Çooook çok sıkıldığım bir pazar günü, 9 Aralık'ta başladı blog maceram. Duyduğum bildiğim şeyleri paylaşmak, paylaşırken de yeni insanlar tanımak, yeni şeyler öğrenmekti amacım. Çok sevdiğim ve yakından takip ettiğim bir blogun baş köşesinde gördüm ilk olarak Bumerang şablonunu. Şablonda ve logoda kullanılan turuncu rengin dikkati çekmemesi mümkün değil zaten :) İçeriklerini takip ettiğim blogda bir süre gezindikten sonra merakıma yenik düştüm ki iyi ki öyle olmuş, tıklayıverdim Bumerang şablonuna. İşte o andan itibaren Bumerang'ın büyülü kapısı benim ve blogum için açılmış oldu...
İlk iş olarak blogumu hemen kaydettim Bumerang'a. Beklediğimden çok daha kısa sürede kabul edildi. Gece başvurduğum üyeliğim sabah kabul edilmişti. Ne yapması gerektiğini bilmeyen ben şaşkın blogger, tüm sorularımın cevaplarına Bumerang Sıkça sorulan sorular kısmından ulaştım. Böylece gün gün ziyaretçi sayım arttı. Bumerang'ın birleştiriciliği sayesinde yeni blog yazarlarıyla tanıştım. Seve seve link paylaştım, paylaştıkça çoğaldım, ücretsiz gösterim sayım arttı ve bu da bol bol ziyaretçi demekti :) Bir süre sonra Bumads'ten tanıtım teklifleri almaya başladım.
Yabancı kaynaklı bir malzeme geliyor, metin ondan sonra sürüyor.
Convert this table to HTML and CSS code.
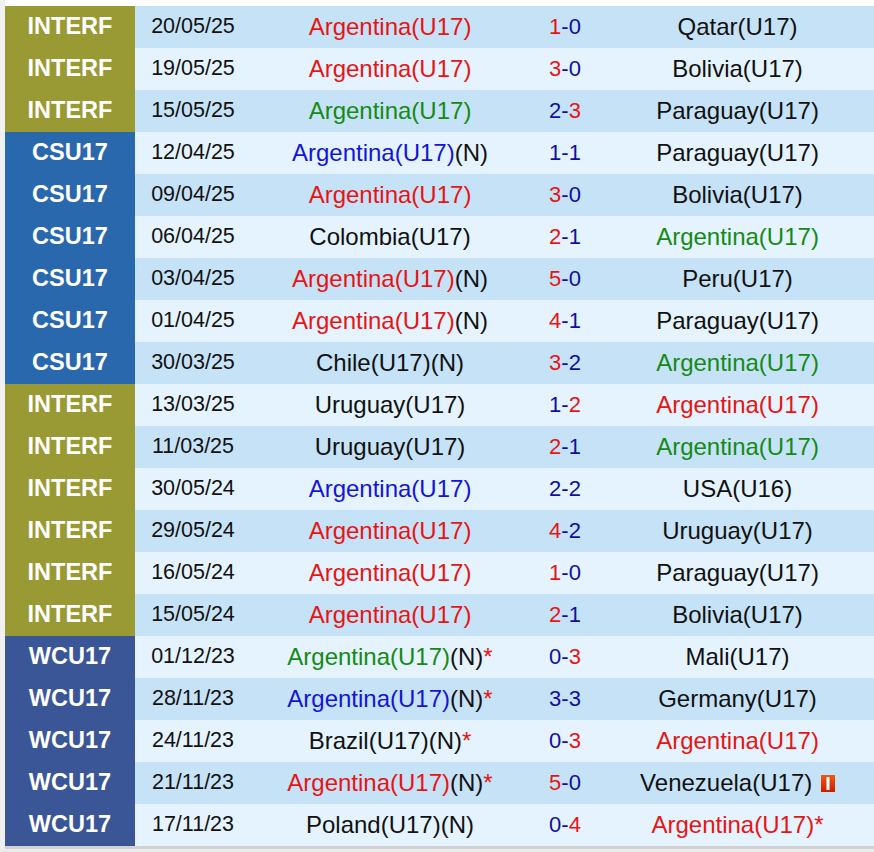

Bu da harika bir gelişmeydi benim için ve blogumla ilk maddi kazancımı elde etmiş oldum...
Bumerang ile blogum küçük bir çocuk gibi adım adım büyüyor ve gelişiyor. Blogum büyüyüp, seslendiğim kitle büyüdükçe benim de hedefim büyüyor. Sıradaki hedefim geçen sene 29 Kasım tarihinde gerçekleşen ve benim de orada olmayı bolca dilediğim Bumerang ödüllerine katılabilmek :) Açıkçası öyle güzel bir etkinlikmiş ki kıskanmadım diyemem. Alttaki fotoğrafta bu sene benim de yer almam umuduyla...
Önceden blog yazarları asosyaldir denirdi, artık Bumerang sayesinde über sosyaliz hepimiz!